What unites all rulers, even as they compete militarily or economically and draw new lines in the sand, is their opposition to the aspirations for freedom of great masses in motion. Anna Walentynowicz, a crane operator whose firing sparked the 1980 Solidarity movement in Gdansk, recently said that in the 1980s workers were looking for a "Third Way," a true socialism, not "mass poverty, homelessness, [and] self-styled capitalists selling off our plants and pocketing the money."

Though the Solidarity movement did set the ground for the overthrow of the old regimes, the intellectuals never responded with the needed articulation of the freedom idea to help workers realize their reach for a true socialism. Instead what passed for new theory was constant preaching to the workers, telling them to limit their revolution in order to avoid Soviet tanks. Reflecting on the 1989 East German New Forum movement of which he was a cofounder, Jens Reich now offers a self-critical view of the movement. "Politically," says Reich, "there is much I regret. We dreamed about a somewhat different society. But I wouldn't accuse only the 'colonialists' from the West for pushing us aside. We were ready to give away what we had seized."

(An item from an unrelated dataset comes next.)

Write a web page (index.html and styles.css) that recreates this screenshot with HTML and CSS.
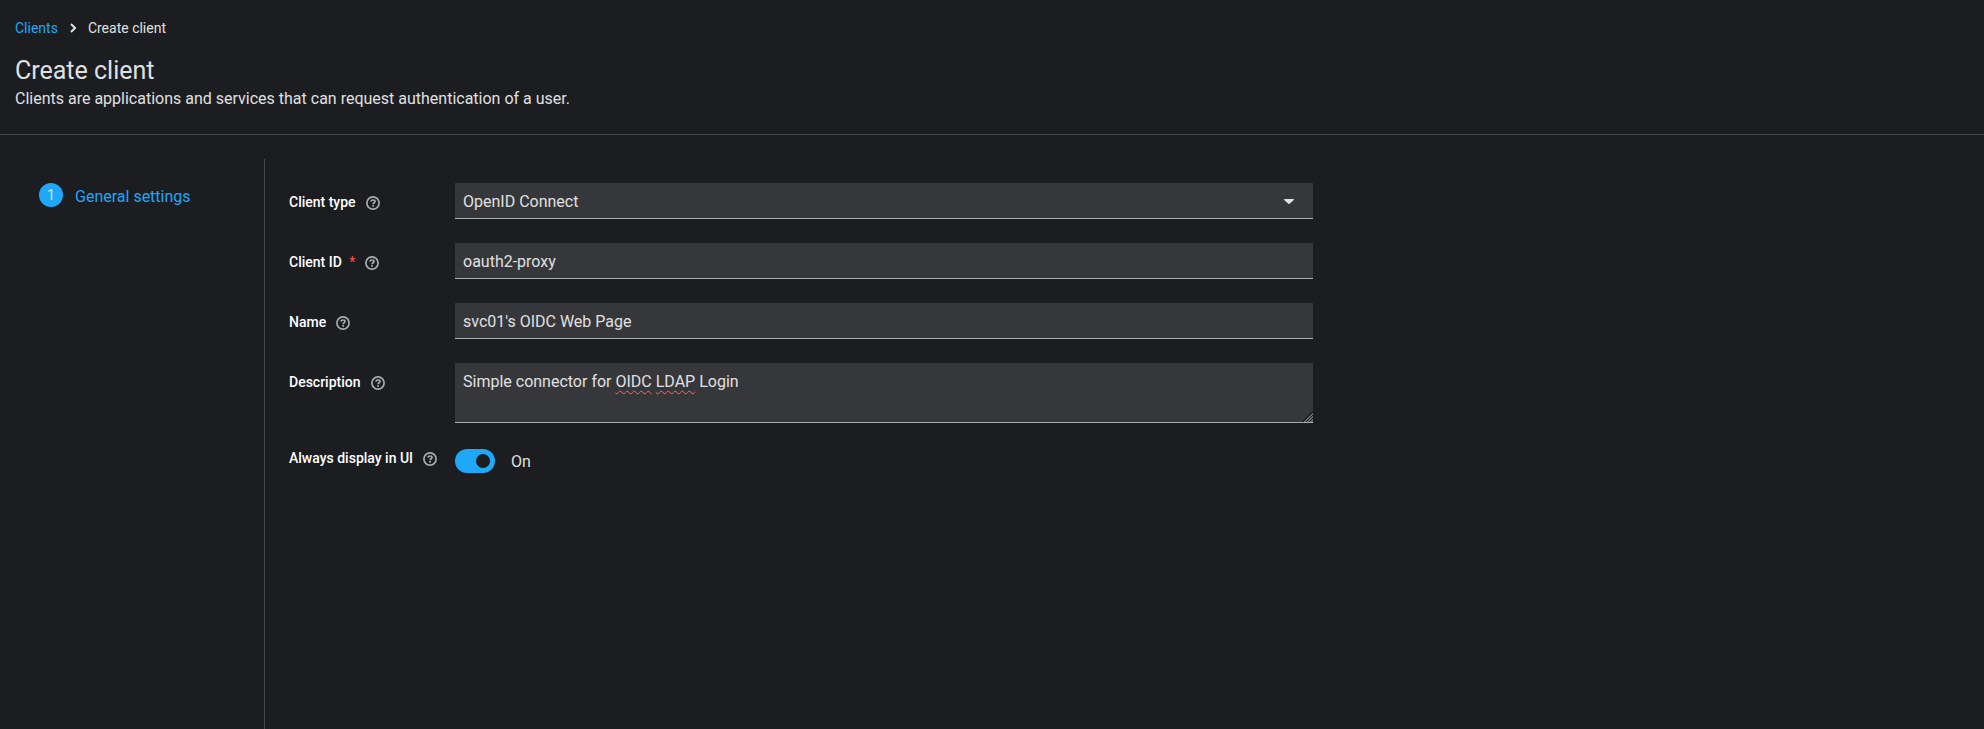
FILE: index.html
```
<!DOCTYPE html>
<html lang="en">
<head>
    <meta charset="UTF-8">
    <meta name="viewport" content="width=device-width, initial-scale=1.0">
    <title>Create client</title>
    <link rel="stylesheet" href="styles.css">
</head>
<body>
    <!-- Shared icons -->
    <svg class="icon-defs" aria-hidden="true">
        <symbol id="icon-help" viewBox="0 0 14 14">
            <circle cx="7" cy="7" r="6.1" fill="none" stroke="currentColor" stroke-width="1.7"/>
            <path d="M4.9 5.600C5.100 4.500 5.900 4 7 4c1.200 0 2 .6 2 1.500C9 6.800 7.100 6.700 7.100 8.200" fill="none" stroke="currentColor" stroke-width="1.700"/>
            <rect x="6.200" y="8.900" width="1.800" height="1.800" rx=".5" fill="currentColor"/>
        </symbol>
    </svg>

    <header class="page-header">
        <nav class="breadcrumb" aria-label="Breadcrumb">
            <a href="#">Clients</a>
            <svg class="breadcrumb-divider" viewBox="0 0 6 10" aria-hidden="true">
                <path d="M1 1l4 4-4 4" fill="none" stroke="currentColor" stroke-width="2"/>
            </svg>
            <span aria-current="page">Create client</span>
        </nav>
        <h1>Create client</h1>
        <p>Clients are applications and services that can request authentication of a user.</p>
    </header>

    <main class="wizard">
        <nav class="wizard-nav" aria-label="Wizard steps">
            <a class="wizard-step" href="#" aria-current="step">
                <span class="step-number">1</span>
                <span class="step-name">General settings</span>
            </a>
        </nav>

        <form class="form" id="clientForm">
            <div class="form-group">
                <div class="form-label">
                    <label for="clientType">Client type</label>
                    <button type="button" class="help" aria-label="Help for client type"><svg><use href="#icon-help"/></svg></button>
                </div>
                <div class="select-wrap">
                    <select class="control" id="clientType" name="clientType">
                        <option selected>OpenID Connect</option>
                        <option>SAML</option>
                    </select>
                    <svg class="caret" viewBox="0 0 10 5" aria-hidden="true">
                        <path d="M.6 0h8.800c.5 0 .8.600.4 1L5.600 4.800a.9.9 0 0 1-1.200 0L.2 1C-.2.600.1 0 .6 0z" fill="currentColor"/>
                    </svg>
                </div>
            </div>
            <div class="form-group">
                <div class="form-label">
                    <label for="clientId">Client ID <span class="required">*</span></label>
                    <button type="button" class="help" aria-label="Help for client ID"><svg><use href="#icon-help"/></svg></button>
                </div>
                <input class="control" type="text" id="clientId" name="clientId" value="oauth2-proxy" required>
            </div>
            <div class="form-group">
                <div class="form-label">
                    <label for="name">Name</label>
                    <button type="button" class="help" aria-label="Help for name"><svg><use href="#icon-help"/></svg></button>
                </div>
                <input class="control" type="text" id="name" name="name" value="svc01's OIDC Web Page">
            </div>
            <div class="form-group">
                <div class="form-label">
                    <label for="description">Description</label>
                    <button type="button" class="help" aria-label="Help for description"><svg><use href="#icon-help"/></svg></button>
                </div>
                <div class="textarea-wrap">
                    <textarea class="control" id="description" name="description" spellcheck="false">Simple connector for OIDC LDAP Login</textarea>
                    <!-- Spelling marks, laid over the words of the textarea -->
                    <div class="spelling" aria-hidden="true">Simple connector for <span>OIDC</span> <span>LDAP</span> Login</div>
                </div>
            </div>
            <div class="form-group">
                <div class="form-label form-label-switch">
                    <label for="alwaysDisplay">Always display in UI</label>
                    <button type="button" class="help" aria-label="Help for always display in UI"><svg><use href="#icon-help"/></svg></button>
                </div>
                <div class="switch-row">
                    <input class="switch" type="checkbox" role="switch" id="alwaysDisplay" name="alwaysDisplay" checked>
                    <label for="alwaysDisplay">On</label>
                </div>
            </div>
        </form>
    </main>
</body>
</html>
```
FILE: styles.css
```
* {
    margin: 0;
    padding: 0;
    box-sizing: border-box;
}

body {
    font-family: Roboto, sans-serif;
    font-size: 16px;
    line-height: 24px;
    color: #e0e0e0;
    background: #1b1d21;
    display: flex;
    flex-direction: column;
    min-height: 100vh;
}

a {
    color: #1fa7f8;
    text-decoration: none;
}

.icon-defs {
    display: none;
}

/* Header */
.page-header {
    padding: 16px 15px 23px;
    border-bottom: 1px solid #444548;
}

.breadcrumb {
    display: flex;
    align-items: center;
    gap: 12px;
    font-size: 14px;
}

.breadcrumb-divider {
    width: 6px;
    height: 10px;
}

.page-header h1 {
    margin-top: 15px;
    font-size: 25px;
    font-weight: 400;
    line-height: 32px;
}

/* Wizard */
.wizard {
    flex: 1;
    display: flex;
    padding-top: 24px;
}

.wizard-nav {
    flex: 0 0 265px;
    padding: 24px 24px 24px 39px;
    border-right: 1px solid #444548;
}

.wizard-step {
    display: flex;
    align-items: flex-start;
    gap: 12px;
}

.step-number {
    width: 24px;
    height: 24px;
    border-radius: 50%;
    background: #1fa7f8;
    color: #e0e0e0;
    font-size: 14px;
    text-align: center;
}

.step-name {
    padding-top: 2px;
}

/* Form */
.form {
    flex: 0 1 1072px;
    padding: 24px;
    display: flex;
    flex-direction: column;
    gap: 24px;
}

.form-group {
    display: grid;
    grid-template-columns: 150px 1fr;
    gap: 16px;
    align-items: start;
}

.form-label {
    display: flex;
    align-items: center;
    gap: 10px;
    padding-top: 8px;
    font-size: 14px;
    font-weight: 500;
    line-height: 22px;
    color: #fff;
    white-space: nowrap;
}

.form-label-switch {
    padding-top: 0;
}

.required {
    margin-left: 4px;
    color: #fe5142;
    font-weight: 400;
}

.help {
    display: flex;
    padding-top: 2px;
    border: none;
    background: none;
    color: #aaabac;
    cursor: pointer;
}

.help svg {
    width: 14px;
    height: 14px;
}

.control {
    display: block;
    width: 100%;
    height: 36px;
    padding: 2px 8px 0;
    border: none;
    border-bottom: 1px solid #aaabac;
    border-radius: 0;
    background: #36373a;
    color: #e0e0e0;
    font: inherit;
    appearance: none;
}

.control:focus {
    border-bottom-color: #1fa7f8;
    outline: none;
}

.select-wrap,
.textarea-wrap {
    position: relative;
}

.caret {
    position: absolute;
    top: 16px;
    right: 19px;
    width: 10px;
    height: 5px;
    pointer-events: none;
}

textarea.control {
    height: 60px;
    padding: 7px 8px;
    resize: vertical;
}

textarea.control::-webkit-resizer {
    background: linear-gradient(135deg, transparent 50%, #1b1d21 50% 57%, #6a6b6e 57% 64%, #1b1d21 64% 71%, #6a6b6e 71% 78%, #1b1d21 78% 85%, #6a6b6e 85%) bottom right / 11px 11px no-repeat;
}

.spelling {
    position: absolute;
    inset: 0;
    padding: 7px 8px;
    color: transparent;
    pointer-events: none;
}

.spelling span {
    text-decoration: underline wavy #ff6464 1px;
    text-underline-offset: 3px;
}

/* Switch */
.switch-row {
    display: flex;
    align-items: flex-start;
    gap: 16px;
    padding-top: 2px;
}

.switch-row label {
    padding-top: 1px;
}

.switch {
    width: 40px;
    height: 24px;
    padding: 5px;
    border-radius: 12px;
    background: #aaabac;
    appearance: none;
    cursor: pointer;
}

.switch::before {
    content: "";
    display: block;
    width: 14px;
    height: 14px;
    border-radius: 50%;
    background: #1b1d21;
}

.switch:checked {
    background: #1fa7f8;
}

.switch:checked::before {
    margin-left: auto;
}
```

Marxist-Humanism, which has based itself on the history of the East European freedom struggles, from the Hungarian Workers' Councils in 1956 to Socialism with a Human Face in Czechoslovakia in 1968, poses the need to confront the impasse in the mass movements' striving for freedom. Today's retrospectives on the 10th anniversary of tearing down the Berlin Wall show that the question that needs to be addressed NOW for the future is "what happens after the conquest of power?" A political/organizational expression of Marx's original humanism and its freedom idea was never more urgently needed. History continues to prove that Marx's idea of freedom is a standard which comprehends the new in terms of its unfolding in the self-active reason of the masses.